Exercise brief => Identify each line containing the word "this" and copy it.

Provided material =>
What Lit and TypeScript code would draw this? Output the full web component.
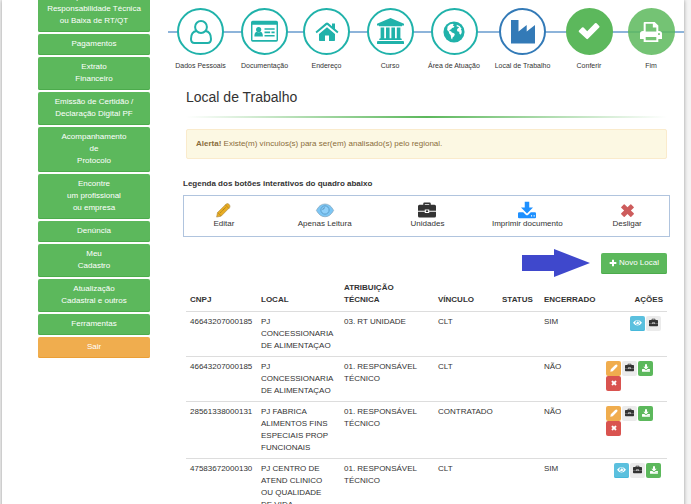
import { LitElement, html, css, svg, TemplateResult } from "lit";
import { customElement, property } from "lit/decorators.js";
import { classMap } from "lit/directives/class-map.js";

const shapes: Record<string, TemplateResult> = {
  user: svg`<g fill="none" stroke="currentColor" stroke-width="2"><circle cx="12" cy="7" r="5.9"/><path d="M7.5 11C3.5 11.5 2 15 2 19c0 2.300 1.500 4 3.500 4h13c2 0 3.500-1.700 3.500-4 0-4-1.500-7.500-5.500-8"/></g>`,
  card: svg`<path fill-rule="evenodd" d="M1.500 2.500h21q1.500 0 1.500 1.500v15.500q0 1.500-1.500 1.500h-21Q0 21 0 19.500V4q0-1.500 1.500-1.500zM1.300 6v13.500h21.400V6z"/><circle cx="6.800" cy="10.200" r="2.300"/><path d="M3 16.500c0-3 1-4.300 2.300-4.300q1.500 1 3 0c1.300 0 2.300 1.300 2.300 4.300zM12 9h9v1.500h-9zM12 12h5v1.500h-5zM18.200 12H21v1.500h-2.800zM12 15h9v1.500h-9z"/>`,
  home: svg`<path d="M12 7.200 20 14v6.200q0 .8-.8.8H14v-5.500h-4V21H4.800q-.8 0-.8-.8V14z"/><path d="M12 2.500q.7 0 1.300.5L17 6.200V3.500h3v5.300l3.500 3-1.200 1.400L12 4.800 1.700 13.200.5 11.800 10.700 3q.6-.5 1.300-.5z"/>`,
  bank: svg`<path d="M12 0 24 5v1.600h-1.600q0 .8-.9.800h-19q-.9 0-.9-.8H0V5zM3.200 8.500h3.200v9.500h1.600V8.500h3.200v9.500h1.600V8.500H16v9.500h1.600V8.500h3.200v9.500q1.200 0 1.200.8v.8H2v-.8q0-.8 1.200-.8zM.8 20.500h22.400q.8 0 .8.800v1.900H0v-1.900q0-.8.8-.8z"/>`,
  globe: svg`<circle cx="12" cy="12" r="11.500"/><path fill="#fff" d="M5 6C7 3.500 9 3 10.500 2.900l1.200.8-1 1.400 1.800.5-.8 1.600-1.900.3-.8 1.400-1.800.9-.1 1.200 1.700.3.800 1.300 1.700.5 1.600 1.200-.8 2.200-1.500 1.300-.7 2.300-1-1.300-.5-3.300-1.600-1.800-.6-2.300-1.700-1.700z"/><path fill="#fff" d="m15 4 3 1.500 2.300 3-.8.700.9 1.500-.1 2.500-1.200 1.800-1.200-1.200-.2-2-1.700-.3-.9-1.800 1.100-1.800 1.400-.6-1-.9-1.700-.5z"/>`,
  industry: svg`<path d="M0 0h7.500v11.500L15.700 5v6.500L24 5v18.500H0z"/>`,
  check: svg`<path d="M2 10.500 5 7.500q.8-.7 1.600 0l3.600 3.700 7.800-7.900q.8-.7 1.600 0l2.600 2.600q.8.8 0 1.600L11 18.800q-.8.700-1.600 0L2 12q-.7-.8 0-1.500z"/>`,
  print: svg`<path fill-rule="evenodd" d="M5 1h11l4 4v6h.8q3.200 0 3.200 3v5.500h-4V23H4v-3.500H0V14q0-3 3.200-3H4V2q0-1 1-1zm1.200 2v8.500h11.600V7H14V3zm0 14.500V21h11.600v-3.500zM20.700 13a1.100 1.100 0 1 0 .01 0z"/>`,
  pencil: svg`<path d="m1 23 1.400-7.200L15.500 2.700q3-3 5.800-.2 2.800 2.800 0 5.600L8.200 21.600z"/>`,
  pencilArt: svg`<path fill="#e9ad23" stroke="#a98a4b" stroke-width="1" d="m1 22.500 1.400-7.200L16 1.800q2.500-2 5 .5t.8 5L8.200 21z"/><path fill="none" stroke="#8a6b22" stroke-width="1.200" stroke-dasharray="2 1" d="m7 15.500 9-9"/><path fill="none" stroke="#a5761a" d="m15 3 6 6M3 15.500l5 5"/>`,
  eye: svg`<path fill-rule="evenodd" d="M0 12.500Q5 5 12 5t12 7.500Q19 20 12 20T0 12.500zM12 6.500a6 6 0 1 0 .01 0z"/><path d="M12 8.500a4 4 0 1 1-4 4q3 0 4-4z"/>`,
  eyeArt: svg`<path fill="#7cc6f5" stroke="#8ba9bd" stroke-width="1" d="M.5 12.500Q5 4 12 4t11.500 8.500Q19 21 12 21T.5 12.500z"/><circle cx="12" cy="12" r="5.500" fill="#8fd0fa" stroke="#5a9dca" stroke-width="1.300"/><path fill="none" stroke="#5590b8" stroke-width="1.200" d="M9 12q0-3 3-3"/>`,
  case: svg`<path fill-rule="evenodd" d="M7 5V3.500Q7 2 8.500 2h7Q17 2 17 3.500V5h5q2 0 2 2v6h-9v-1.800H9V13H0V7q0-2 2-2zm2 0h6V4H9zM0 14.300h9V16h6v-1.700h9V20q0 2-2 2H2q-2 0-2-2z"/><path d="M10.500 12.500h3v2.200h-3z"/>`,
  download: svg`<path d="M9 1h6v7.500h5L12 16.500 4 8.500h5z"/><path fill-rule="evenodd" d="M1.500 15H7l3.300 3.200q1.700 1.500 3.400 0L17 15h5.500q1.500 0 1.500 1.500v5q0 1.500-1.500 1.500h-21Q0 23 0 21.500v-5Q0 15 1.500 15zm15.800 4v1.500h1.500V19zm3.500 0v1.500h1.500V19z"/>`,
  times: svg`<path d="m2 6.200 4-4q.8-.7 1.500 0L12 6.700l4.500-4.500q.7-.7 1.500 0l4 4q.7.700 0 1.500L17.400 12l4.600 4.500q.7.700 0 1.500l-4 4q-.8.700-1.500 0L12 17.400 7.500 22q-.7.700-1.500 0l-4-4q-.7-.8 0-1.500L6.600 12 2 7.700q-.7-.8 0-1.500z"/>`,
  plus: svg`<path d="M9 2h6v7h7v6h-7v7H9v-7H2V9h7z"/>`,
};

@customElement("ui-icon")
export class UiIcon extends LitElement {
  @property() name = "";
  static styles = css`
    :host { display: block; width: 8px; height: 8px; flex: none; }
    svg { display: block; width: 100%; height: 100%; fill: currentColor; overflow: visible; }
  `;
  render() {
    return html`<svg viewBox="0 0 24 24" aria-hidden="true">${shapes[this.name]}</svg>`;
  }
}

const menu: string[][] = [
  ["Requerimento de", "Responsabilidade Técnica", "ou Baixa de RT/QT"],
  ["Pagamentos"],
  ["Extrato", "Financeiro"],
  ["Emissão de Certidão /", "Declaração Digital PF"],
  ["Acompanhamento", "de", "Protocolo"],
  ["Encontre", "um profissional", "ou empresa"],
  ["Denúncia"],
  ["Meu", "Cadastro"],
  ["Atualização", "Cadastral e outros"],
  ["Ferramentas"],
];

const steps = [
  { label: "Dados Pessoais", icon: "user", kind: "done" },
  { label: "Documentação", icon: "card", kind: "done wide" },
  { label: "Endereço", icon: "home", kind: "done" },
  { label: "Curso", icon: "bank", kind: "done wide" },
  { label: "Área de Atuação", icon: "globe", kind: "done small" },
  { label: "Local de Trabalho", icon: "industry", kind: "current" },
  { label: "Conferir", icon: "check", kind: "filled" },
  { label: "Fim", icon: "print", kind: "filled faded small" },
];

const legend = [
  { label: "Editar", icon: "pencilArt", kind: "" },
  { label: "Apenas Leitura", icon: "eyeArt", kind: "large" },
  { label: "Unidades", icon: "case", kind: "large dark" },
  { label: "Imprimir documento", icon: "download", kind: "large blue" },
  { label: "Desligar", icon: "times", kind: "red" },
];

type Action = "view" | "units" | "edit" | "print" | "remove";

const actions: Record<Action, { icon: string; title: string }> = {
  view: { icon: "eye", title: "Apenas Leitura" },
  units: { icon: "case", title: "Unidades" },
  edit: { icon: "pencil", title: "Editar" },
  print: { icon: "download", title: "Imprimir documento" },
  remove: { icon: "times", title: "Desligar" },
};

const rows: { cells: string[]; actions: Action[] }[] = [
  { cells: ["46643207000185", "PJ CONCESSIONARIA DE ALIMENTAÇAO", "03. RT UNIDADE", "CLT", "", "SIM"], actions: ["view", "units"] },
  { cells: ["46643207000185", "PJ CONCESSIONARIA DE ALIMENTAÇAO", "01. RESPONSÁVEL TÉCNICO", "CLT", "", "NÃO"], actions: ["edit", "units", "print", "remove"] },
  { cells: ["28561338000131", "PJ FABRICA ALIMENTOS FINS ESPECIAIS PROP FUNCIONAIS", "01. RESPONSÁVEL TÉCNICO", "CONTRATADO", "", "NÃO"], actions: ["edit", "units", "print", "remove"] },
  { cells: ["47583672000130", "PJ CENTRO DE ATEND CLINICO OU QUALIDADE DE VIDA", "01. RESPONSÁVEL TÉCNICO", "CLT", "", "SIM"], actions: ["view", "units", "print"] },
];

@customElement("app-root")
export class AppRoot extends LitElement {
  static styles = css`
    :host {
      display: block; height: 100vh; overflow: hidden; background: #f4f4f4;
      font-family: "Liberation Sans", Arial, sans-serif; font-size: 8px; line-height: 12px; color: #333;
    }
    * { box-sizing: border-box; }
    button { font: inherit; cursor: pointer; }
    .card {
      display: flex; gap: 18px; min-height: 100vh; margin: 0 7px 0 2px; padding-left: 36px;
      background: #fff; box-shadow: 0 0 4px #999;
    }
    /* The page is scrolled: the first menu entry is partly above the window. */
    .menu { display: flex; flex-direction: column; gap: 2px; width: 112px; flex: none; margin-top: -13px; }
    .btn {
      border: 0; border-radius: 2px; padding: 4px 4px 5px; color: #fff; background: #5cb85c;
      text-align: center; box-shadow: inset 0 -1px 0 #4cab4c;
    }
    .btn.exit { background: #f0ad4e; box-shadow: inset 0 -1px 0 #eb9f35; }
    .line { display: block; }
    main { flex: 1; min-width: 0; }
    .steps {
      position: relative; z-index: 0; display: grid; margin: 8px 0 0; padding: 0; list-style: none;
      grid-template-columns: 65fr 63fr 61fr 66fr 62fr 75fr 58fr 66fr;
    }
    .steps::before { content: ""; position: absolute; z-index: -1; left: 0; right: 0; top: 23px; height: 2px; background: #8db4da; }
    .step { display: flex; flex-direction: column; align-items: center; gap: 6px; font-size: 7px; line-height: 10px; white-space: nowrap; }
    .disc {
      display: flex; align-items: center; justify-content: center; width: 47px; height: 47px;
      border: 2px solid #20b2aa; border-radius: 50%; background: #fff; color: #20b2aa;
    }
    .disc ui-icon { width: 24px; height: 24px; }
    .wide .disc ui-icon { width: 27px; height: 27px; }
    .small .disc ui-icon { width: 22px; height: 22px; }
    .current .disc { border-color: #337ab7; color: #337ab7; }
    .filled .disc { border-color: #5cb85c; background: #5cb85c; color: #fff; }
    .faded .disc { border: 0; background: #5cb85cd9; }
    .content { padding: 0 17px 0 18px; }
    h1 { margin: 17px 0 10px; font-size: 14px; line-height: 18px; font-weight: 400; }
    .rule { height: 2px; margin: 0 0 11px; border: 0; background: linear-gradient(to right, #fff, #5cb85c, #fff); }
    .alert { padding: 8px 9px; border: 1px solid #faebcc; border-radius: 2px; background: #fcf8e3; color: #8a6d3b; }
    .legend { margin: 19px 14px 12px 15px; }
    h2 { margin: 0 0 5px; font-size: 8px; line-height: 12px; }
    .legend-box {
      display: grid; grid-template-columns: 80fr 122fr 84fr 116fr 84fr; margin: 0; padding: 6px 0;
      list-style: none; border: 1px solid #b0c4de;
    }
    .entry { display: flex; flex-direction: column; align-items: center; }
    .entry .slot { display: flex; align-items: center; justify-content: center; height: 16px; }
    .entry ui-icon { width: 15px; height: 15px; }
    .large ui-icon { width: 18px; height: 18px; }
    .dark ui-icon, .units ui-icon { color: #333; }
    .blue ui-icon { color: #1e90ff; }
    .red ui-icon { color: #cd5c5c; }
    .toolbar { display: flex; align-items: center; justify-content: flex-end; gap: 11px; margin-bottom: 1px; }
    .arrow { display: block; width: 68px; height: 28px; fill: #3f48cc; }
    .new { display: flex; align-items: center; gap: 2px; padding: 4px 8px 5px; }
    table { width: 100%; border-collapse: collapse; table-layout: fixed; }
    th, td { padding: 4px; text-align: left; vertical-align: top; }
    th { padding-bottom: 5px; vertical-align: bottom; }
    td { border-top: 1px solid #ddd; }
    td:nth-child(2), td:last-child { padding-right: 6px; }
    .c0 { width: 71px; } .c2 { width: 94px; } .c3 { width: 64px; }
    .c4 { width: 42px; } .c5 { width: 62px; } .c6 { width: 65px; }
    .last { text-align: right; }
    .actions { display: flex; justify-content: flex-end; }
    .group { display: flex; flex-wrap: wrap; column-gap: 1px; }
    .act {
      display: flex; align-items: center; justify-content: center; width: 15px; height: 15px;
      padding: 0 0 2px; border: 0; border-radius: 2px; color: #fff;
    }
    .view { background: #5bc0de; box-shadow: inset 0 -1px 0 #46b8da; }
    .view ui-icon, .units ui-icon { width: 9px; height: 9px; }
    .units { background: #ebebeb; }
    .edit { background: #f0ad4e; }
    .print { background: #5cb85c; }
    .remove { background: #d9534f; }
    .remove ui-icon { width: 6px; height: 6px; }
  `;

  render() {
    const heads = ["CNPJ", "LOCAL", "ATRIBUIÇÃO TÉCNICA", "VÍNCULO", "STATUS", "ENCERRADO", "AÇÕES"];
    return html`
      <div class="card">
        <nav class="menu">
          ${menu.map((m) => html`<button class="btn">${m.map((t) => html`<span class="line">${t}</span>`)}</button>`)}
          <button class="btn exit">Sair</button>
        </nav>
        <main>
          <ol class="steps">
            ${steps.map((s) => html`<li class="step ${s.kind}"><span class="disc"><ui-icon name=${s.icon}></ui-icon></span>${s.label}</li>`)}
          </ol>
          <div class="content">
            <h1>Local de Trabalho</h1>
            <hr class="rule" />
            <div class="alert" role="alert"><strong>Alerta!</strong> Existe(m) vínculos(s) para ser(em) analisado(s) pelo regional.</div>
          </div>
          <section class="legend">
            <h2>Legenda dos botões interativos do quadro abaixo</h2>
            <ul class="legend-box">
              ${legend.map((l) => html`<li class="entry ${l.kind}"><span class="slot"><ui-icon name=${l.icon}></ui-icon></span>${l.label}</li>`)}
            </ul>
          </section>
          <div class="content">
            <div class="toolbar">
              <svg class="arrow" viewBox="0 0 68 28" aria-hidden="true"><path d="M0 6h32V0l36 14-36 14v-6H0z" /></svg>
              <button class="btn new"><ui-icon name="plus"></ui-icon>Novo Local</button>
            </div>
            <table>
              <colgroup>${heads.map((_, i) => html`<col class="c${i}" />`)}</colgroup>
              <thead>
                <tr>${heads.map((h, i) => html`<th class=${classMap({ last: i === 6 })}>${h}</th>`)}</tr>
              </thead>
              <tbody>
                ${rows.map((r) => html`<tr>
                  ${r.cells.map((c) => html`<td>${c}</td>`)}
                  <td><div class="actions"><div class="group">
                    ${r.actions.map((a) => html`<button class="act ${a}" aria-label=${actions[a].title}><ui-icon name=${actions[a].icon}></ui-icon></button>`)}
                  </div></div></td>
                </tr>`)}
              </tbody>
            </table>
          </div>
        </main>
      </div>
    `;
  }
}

Result =>
What Lit and TypeScript code would draw this? Output the full web component.
    return html`<svg viewBox="0 0 24 24" aria-hidden="true">${shapes[this.name]}</svg>`;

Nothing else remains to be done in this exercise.